■ Work to do: Where a line holds "styles", copy it.

■ Dataset content:
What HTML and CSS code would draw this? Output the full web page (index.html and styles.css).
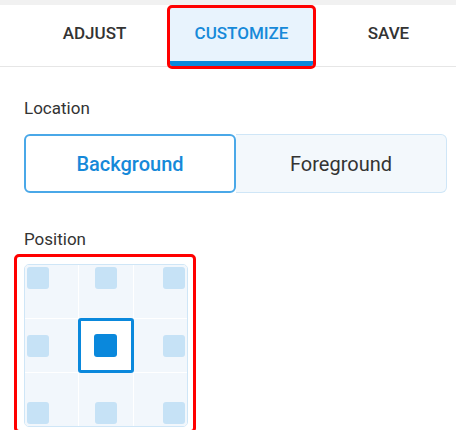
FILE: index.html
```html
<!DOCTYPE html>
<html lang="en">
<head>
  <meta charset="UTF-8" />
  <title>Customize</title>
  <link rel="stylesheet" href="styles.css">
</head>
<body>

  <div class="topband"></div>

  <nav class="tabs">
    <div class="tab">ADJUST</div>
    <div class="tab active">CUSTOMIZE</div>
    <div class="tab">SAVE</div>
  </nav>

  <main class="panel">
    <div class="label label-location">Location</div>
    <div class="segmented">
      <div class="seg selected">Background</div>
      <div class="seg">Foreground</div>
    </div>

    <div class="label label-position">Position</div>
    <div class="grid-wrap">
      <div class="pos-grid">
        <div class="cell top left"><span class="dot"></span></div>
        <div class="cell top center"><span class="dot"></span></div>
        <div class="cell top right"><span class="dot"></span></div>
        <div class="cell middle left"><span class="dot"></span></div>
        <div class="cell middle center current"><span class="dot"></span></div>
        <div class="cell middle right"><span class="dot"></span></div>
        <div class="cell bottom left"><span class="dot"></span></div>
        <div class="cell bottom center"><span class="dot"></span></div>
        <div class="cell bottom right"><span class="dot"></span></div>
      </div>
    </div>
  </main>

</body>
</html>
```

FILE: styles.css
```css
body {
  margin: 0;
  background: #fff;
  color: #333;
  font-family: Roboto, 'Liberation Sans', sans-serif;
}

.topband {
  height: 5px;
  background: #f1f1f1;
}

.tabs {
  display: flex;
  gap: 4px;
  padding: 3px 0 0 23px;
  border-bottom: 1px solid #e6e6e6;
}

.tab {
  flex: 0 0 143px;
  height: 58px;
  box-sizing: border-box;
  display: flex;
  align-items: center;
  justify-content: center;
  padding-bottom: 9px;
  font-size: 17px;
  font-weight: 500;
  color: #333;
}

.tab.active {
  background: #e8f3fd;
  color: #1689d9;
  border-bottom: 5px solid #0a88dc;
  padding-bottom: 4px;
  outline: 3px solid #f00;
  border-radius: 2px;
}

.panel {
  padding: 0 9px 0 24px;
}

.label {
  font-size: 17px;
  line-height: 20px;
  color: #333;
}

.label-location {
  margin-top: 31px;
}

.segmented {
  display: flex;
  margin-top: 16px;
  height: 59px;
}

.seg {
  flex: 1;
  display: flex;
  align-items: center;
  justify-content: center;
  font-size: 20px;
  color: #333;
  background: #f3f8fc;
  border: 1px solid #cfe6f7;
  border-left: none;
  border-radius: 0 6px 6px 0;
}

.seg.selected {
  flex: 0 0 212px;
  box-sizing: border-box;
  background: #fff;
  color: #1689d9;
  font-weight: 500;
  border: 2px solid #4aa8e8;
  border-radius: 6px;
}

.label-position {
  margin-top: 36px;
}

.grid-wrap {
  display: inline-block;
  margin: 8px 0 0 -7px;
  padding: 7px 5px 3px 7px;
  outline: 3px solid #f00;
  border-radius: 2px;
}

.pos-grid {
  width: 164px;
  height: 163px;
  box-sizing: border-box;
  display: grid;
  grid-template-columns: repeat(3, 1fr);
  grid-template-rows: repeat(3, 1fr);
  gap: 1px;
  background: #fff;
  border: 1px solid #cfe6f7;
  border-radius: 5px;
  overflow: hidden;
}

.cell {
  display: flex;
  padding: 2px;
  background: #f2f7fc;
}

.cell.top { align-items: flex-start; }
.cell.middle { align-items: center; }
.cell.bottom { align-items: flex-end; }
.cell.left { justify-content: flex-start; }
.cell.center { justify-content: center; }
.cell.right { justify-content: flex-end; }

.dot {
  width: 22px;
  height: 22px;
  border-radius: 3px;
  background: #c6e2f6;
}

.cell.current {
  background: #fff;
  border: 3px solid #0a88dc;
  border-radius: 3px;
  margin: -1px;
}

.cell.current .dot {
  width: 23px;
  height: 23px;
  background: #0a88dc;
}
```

■ Response to the task:
What HTML and CSS code would draw this? Output the full web page (index.html and styles.css).
  <link rel="stylesheet" href="styles.css">
FILE: styles.css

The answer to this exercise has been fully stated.